• What is being asked: Find each line with the word "React" and copy it.

• Data segment:
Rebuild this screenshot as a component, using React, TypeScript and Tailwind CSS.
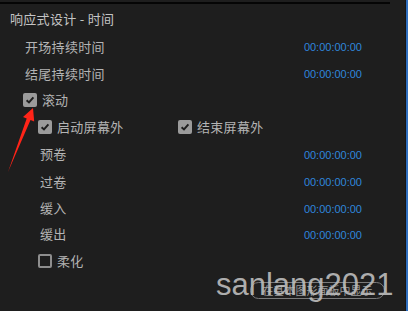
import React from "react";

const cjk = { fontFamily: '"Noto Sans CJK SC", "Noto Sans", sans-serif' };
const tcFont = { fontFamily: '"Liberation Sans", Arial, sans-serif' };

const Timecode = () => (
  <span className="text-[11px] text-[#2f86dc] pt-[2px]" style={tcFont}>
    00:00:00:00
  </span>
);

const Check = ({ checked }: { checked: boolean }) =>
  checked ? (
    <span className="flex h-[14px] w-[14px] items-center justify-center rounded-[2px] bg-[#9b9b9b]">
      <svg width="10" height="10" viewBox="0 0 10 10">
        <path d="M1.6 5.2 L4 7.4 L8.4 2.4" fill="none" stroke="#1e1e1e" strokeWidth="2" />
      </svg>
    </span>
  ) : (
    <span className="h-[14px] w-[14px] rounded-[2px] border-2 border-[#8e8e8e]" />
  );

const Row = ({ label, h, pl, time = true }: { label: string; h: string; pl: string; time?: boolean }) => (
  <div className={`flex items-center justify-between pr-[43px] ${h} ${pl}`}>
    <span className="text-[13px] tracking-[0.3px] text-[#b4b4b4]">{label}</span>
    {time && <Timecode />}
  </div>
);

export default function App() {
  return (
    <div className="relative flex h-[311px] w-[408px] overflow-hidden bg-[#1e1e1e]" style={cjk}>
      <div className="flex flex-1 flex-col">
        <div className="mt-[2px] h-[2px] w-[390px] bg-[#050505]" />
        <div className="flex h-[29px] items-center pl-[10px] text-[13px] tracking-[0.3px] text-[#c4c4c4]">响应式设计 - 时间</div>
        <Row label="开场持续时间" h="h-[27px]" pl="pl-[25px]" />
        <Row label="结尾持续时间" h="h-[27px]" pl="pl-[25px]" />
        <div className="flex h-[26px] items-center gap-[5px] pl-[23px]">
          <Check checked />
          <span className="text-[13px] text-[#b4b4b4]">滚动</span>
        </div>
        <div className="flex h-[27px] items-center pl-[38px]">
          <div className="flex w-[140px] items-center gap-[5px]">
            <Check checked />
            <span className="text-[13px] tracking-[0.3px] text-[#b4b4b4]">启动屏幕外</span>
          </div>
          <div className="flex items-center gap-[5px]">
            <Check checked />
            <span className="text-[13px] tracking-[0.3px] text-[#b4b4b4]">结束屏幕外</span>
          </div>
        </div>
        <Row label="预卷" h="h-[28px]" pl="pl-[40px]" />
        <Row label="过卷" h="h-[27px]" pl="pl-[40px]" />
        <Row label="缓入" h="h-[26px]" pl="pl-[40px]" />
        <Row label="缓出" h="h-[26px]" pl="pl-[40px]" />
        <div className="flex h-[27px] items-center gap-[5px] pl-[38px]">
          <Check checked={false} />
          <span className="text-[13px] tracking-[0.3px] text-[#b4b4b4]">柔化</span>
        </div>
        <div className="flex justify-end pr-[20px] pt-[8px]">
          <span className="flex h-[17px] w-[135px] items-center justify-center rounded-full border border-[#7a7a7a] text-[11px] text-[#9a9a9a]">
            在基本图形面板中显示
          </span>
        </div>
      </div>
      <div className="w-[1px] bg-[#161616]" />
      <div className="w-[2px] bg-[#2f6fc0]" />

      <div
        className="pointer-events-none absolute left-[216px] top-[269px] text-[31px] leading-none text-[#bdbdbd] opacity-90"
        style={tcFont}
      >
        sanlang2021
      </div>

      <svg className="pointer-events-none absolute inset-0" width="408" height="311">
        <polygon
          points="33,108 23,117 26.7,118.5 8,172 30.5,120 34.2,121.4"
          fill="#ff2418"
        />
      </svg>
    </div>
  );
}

• Solved problem:
Rebuild this screenshot as a component, using React, TypeScript and Tailwind CSS.
import React from "react";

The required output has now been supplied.